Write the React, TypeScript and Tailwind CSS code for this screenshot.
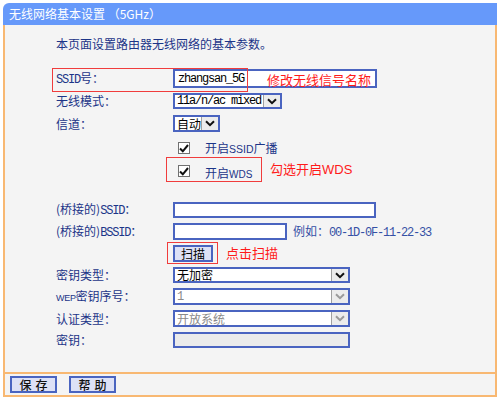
import React from "react";

const NAVY = "text-[#1c3588]";

function Chevron({ disabled }: { disabled?: boolean }) {
  return (
    <svg width="10" height="7" viewBox="0 0 10 7">
      <path
        d="M1 1.2 L5 5.2 L9 1.2"
        fill="none"
        stroke={disabled ? "#9a9a9a" : "#111"}
        strokeWidth="2"
      />
    </svg>
  );
}

function Select({
  text,
  w,
  h,
  disabled,
  mono,
}: {
  text: string;
  w: string;
  h: string;
  disabled?: boolean;
  mono?: boolean;
}) {
  return (
    <div className={`flex ${w} ${h} border-2 border-[#4a64c0] bg-white`}>
      <span
        className={`flex min-w-0 flex-1 items-center whitespace-nowrap pl-[2px] leading-none ${
          disabled ? "text-[#8a8a8a]" : "text-black"
        } ${
          mono
            ? "font-['Liberation_Mono'] text-[12px] tracking-[-1.2px]"
            : "text-[12px]"
        }`}
      >
        {text}
      </span>
      <span className="flex w-[17px] shrink-0 items-center justify-center border-l border-[#a0a0a0] bg-[#ececec]">
        <Chevron disabled={disabled} />
      </span>
    </div>
  );
}

function Label({ children }: { children: React.ReactNode }) {
  return (
    <span className={`w-[117px] shrink-0 whitespace-nowrap text-[12px] leading-none ${NAVY}`}>
      {children}
    </span>
  );
}

function Ascii({ children }: { children: React.ReactNode }) {
  return (
    <span className="font-['Liberation_Mono'] text-[12px] tracking-[-1.2px]">{children}</span>
  );
}

function Check() {
  return (
    <span className="flex h-[12px] w-[12px] items-center justify-center border border-[#707070] bg-white">
      <svg width="10" height="9" viewBox="0 0 10 9">
        <path d="M1 4.5 L3.8 7.3 L9 1" fill="none" stroke="#111" strokeWidth="2" />
      </svg>
    </span>
  );
}

export default function App() {
  return (
    <div className="h-[402px] w-[500px] bg-white pl-[3px] pt-[3px] font-['Noto_Sans_CJK_SC',sans-serif]">
      <div className="w-[494px]">
        {/* header */}
        <div className="flex h-[22px] items-center rounded-tl-[6px] bg-[#6699fa] pl-[6px] text-[12px] text-white">
          无线网络基本设置 （5GHz）
        </div>

        {/* body */}
        <div className="relative flex h-[347px] flex-col border-x-2 border-[#f8b872] bg-[#f4f4f4] pl-[51px]">
          <div className={`mt-[11px] flex h-[16px] items-center text-[12px] ${NAVY}`}>
            本页面设置路由器无线网络的基本参数。
          </div>

          <div className="mt-[17px] flex h-[19px] items-center">
            <Label>
              <Ascii>SSID</Ascii>号：
            </Label>
            <div className="flex h-[19px] w-[204px] items-center border-2 border-[#4a64c0] bg-white pl-[3px] text-black">
              <Ascii>zhangsan_5G</Ascii>
            </div>
          </div>

          <div className="mt-[5px] flex h-[16px] items-center">
            <Label>无线模式：</Label>
            <Select text="11a/n/ac mixed" w="w-[109px]" h="h-[16px]" mono />
          </div>

          <div className="mt-[6px] flex h-[17px] items-center">
            <Label>信道：</Label>
            <Select text="自动" w="w-[47px]" h="h-[17px]" />
          </div>

          <div className="mt-[8px] flex h-[16px] items-center">
            <span className="w-[122px] shrink-0" />
            <Check />
            <span className={`ml-[15px] text-[12px] leading-none ${NAVY}`}>
              开启<span className="font-['Liberation_Sans'] text-[10.5px]">SSID</span>广播
            </span>
          </div>

          <div className="mt-[7px] flex h-[16px] items-center">
            <span className="w-[122px] shrink-0" />
            <Check />
            <span className={`ml-[15px] mt-[5px] text-[12px] leading-none ${NAVY}`}>
              开启<span className="font-['Liberation_Sans'] text-[10px]">WDS</span>
            </span>
          </div>

          <div className="mt-[23px] flex h-[16px] items-center">
            <Label>
              (桥接的)<Ascii>SSID</Ascii>：
            </Label>
            <div className="h-[16px] w-[203px] border-2 border-[#4a64c0] bg-white" />
          </div>

          <div className="mt-[5px] flex h-[17px] items-center">
            <Label>
              (桥接的)<Ascii>BSSID</Ascii>：
            </Label>
            <div className="h-[17px] w-[114px] border-2 border-[#4a64c0] bg-white" />
            <span className="ml-[6px] whitespace-nowrap text-[12px] leading-none text-[#3550a5]">
              例如：<Ascii>00-1D-0F-11-22-33</Ascii>
            </span>
          </div>

          <div className="mt-[5px] flex h-[17px] items-center">
            <span className="w-[117px] shrink-0" />
            <button className="flex h-[17px] w-[40px] items-center justify-center border-2 border-[#4a64c0] bg-[#dde1f6] text-[12px] leading-none text-black">
              扫描
            </button>
          </div>

          <div className="mt-[5px] flex h-[16px] items-center">
            <Label>密钥类型：</Label>
            <Select text="无加密" w="w-[177px]" h="h-[16px]" />
          </div>

          <div className="mt-[5px] flex h-[17px] items-center">
            <Label>
              <span className="font-['Liberation_Sans'] text-[9px] tracking-[-0.3px]">WEP</span>
              密钥序号：
            </Label>
            <Select text="1" w="w-[177px]" h="h-[17px]" disabled mono />
          </div>

          <div className="mt-[5px] flex h-[17px] items-center">
            <Label>认证类型：</Label>
            <Select text="开放系统" w="w-[177px]" h="h-[17px]" disabled />
          </div>

          <div className="mt-[5px] flex h-[16px] items-center">
            <Label>密钥：</Label>
            <div className="h-[16px] w-[177px] border-2 border-[#4a64c0] bg-[#ebebeb]" />
          </div>

          {/* annotations */}
          <div className="absolute left-[47px] top-[43px] h-[24px] w-[196px] border-[1.5px] border-[#f03c3c]" />
          <span className="absolute left-[262px] top-[45px] text-[13px] leading-[20px] text-[#ff1a1a]">
            修改无线信号名称
          </span>
          <div className="absolute left-[161px] top-[132px] h-[25px] w-[96px] border-[1.5px] border-[#f03c3c]" />
          <span className="absolute left-[265px] top-[134px] text-[13px] leading-[20px] text-[#ff1a1a]">
            勾选开启<span className="font-['Liberation_Sans']">WDS</span>
          </span>
          <div className="absolute left-[162px] top-[217px] h-[22px] w-[51px] border-[1.5px] border-[#f03c3c]" />
          <span className="absolute left-[221px] top-[218px] text-[13px] leading-[20px] text-[#ff1a1a]">
            点击扫描
          </span>
        </div>

        {/* footer */}
        <div className="flex h-[25px] items-center gap-[12px] border-x-2 border-y-2 border-[#f8b872] bg-[#f4f4f4] pl-[5px]">
          <button className="flex h-[17px] w-[47px] items-center justify-center border-2 border-[#4a64c0] bg-[#dde1f6] pl-[4px] text-[12px] font-medium leading-none tracking-[4px] text-[#111]">
            保存
          </button>
          <button className="flex h-[17px] w-[47px] items-center justify-center border-2 border-[#4a64c0] bg-[#dde1f6] pl-[4px] text-[12px] font-medium leading-none tracking-[4px] text-[#111]">
            帮助
          </button>
        </div>
      </div>
    </div>
  );
}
•••
**Written task**
Pull out every line above that holds the word "React".

**Output for this task**
Write the React, TypeScript and Tailwind CSS code for this screenshot.
import React from "react";
function Label({ children }: { children: React.ReactNode }) {
function Ascii({ children }: { children: React.ReactNode }) {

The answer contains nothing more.